• SHORT TASK: Search the listing for "code" and copy every line where it appears.

• INFORMATION PROVIDED:
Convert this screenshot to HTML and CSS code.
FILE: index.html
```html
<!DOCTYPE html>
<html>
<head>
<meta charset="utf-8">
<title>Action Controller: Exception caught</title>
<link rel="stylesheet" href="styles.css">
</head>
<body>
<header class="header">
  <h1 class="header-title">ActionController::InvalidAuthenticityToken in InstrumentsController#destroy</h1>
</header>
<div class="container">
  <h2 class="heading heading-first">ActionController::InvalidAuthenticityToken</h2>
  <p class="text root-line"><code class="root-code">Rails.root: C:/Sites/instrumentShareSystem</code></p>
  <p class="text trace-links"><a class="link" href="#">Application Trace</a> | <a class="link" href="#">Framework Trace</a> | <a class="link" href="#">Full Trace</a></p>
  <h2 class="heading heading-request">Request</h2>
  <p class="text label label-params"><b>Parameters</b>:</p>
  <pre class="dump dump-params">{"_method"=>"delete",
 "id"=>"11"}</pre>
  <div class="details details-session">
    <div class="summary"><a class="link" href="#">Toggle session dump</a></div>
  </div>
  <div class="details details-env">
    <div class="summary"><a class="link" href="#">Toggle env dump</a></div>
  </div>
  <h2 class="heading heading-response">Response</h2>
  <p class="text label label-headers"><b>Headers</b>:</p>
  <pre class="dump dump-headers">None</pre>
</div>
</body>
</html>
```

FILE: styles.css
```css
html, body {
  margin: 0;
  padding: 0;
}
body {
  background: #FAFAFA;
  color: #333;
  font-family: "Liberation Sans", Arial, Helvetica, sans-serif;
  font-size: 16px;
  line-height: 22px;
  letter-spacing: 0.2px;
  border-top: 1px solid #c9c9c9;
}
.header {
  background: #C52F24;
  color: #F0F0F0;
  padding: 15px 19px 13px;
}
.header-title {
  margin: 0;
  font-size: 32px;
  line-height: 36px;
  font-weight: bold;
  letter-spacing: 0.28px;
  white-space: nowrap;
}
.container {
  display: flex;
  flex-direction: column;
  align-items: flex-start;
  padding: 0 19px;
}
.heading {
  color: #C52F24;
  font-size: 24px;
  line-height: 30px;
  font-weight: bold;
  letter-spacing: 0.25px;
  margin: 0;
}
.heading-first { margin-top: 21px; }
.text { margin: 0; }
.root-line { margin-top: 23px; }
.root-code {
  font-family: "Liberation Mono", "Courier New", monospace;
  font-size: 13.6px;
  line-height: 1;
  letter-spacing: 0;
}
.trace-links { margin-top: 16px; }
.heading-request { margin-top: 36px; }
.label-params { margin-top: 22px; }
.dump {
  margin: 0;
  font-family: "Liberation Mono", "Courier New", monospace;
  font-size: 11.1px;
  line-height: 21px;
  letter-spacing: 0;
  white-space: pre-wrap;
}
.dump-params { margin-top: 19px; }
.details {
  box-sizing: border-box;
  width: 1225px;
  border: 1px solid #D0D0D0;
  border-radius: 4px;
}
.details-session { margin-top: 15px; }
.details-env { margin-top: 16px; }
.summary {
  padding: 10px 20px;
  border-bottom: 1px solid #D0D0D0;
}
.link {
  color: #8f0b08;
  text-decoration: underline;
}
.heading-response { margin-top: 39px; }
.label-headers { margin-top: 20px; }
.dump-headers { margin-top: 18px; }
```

==

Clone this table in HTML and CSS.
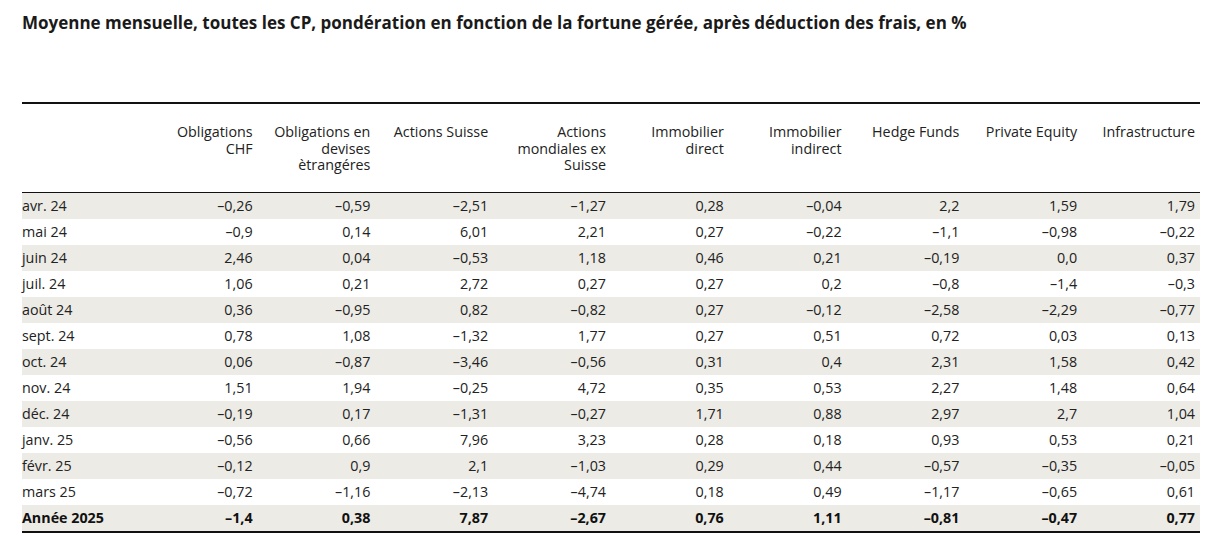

==

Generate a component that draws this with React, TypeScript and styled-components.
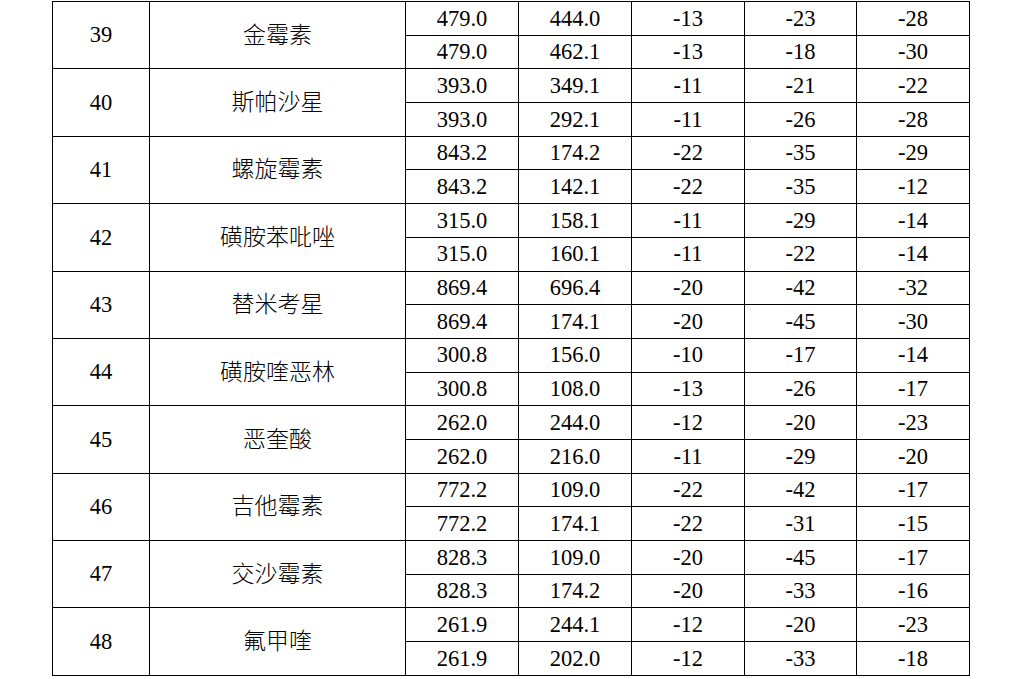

• WRITTEN ANSWER:
Convert this screenshot to HTML and CSS code.
  <p class="text root-line"><code class="root-code">Rails.root: C:/Sites/instrumentShareSystem</code></p>
.root-code {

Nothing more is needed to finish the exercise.